Allerdings ist es auch nicht möglich, dass man aus Angst, individuelle Freiheiten zu verletzen, auf kollektive Sicherheitsmaßnahmen verzichtet. Falls nicht alle Länder an einem Sicherheitsverbund mittun wollen, wird man über eine verstärkte Zusammenarbeit nachdenken müssen.

Was ist die Ursache für Terror-Anschläge in Europa?

Jean-Claude Juncker: Ich möchte sehr energisch dem Eindruck entgegentreten, dass der Anschlag in Madrid wegen der spanischen Beteiligung am Irak-Krieg erfolgt ist.
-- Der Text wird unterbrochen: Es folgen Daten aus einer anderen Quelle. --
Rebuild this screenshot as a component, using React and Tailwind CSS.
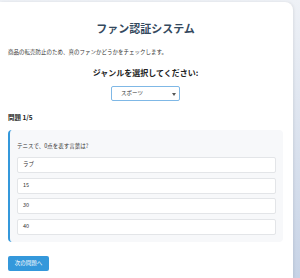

Bevor der Terror nach Europa kam, hat es an vielen Orten der Welt schon Terror und terroristische Übergriffe gegeben. Es gibt für das Töten unschuldiger Menschen und für die terroristische Logik keine Rechtfertigung.

Beim Frühjahrs-Gipfel geht es immer um die so genannte Lissabon-Strategie, um Wettbewerb, Reformen und Liberalisierung. Kommt dabei die Sozialpolitik nicht zu kurz?

Jean-Claude Juncker: Ich bin diesbezüglich besorgt. Was wir unter dem Arbeitstitel Wettbewerb tun, muss auf seinen Einfluss auf die Arbeitswelt geprüft werden. Man darf das Soziale und Wirtschaftliche nicht auseinanderreißen. Im globalen Dorf muss es Raum für soziale Notwendigkeit und Abfederungen geben. Prioritär ist die Beschäftigungspolitik.

Die Erweiterung steht unmittelbar bevor. Übernimmt sich Europa nicht damit?

Jean-Claude Juncker: An dieser kleingeistigen Annäherungsweise will ich mich nicht beteiligen. In Mittel- und Osteuropa ist Unwahrscheinliches passiert, die Menschen haben nach dem Zweiten Weltkrieg selbst Geschichte gemacht. Ich habe es lieber, die Menschen aus Mitteleuropa haben Erwartungen an uns, als sie richten Raketen auf uns. Warum vergessen wir so schnell? Was wäre, wenn wir uns nach dem Umsturz 1989 nicht zur Erweiterung entschlossen hätten? Wir hätten eine wesentlich instabilere Lage in Europa. Sechs von acht mitteleuropäischen Staaten haben vor 15 Jahren noch nicht existiert. Die Selbstständigkeit wäre auch ohne europäische Perspektive gekommen. Nur instabiler.

Anfang 2005 übernimmt Luxemburg den EU-Vorsitz. Starten dann die Beitrittsverhandlungen mit der Türkei?

Jean-Claude Juncker: Das ist möglich. Darauf muss man sich einstellen.

Kommt der EU-Verfassungvertrag noch in diesem Halbjahr zustande? Spanien und Polen wollen einlenken.

Jean-Claude Juncker: Der Horizont hat sich nach den Aussagen des neuen spanischen Ministerpräsidenten wesentlich aufgehellt, weil Spanien nicht mehr an der Strategie des absoluten Nein-Sagens festhalten will. Wir werden es aber nicht mit einer spanischen Regierung zu tun haben, die bei allen strittigen Punkten klein beigeben wird. Auch Polen muss sich bewegen. Die Chancen auf Einigung sind besser. Es wäre gut, wenn die Verfassung in diesem Halbjahr zustande käme.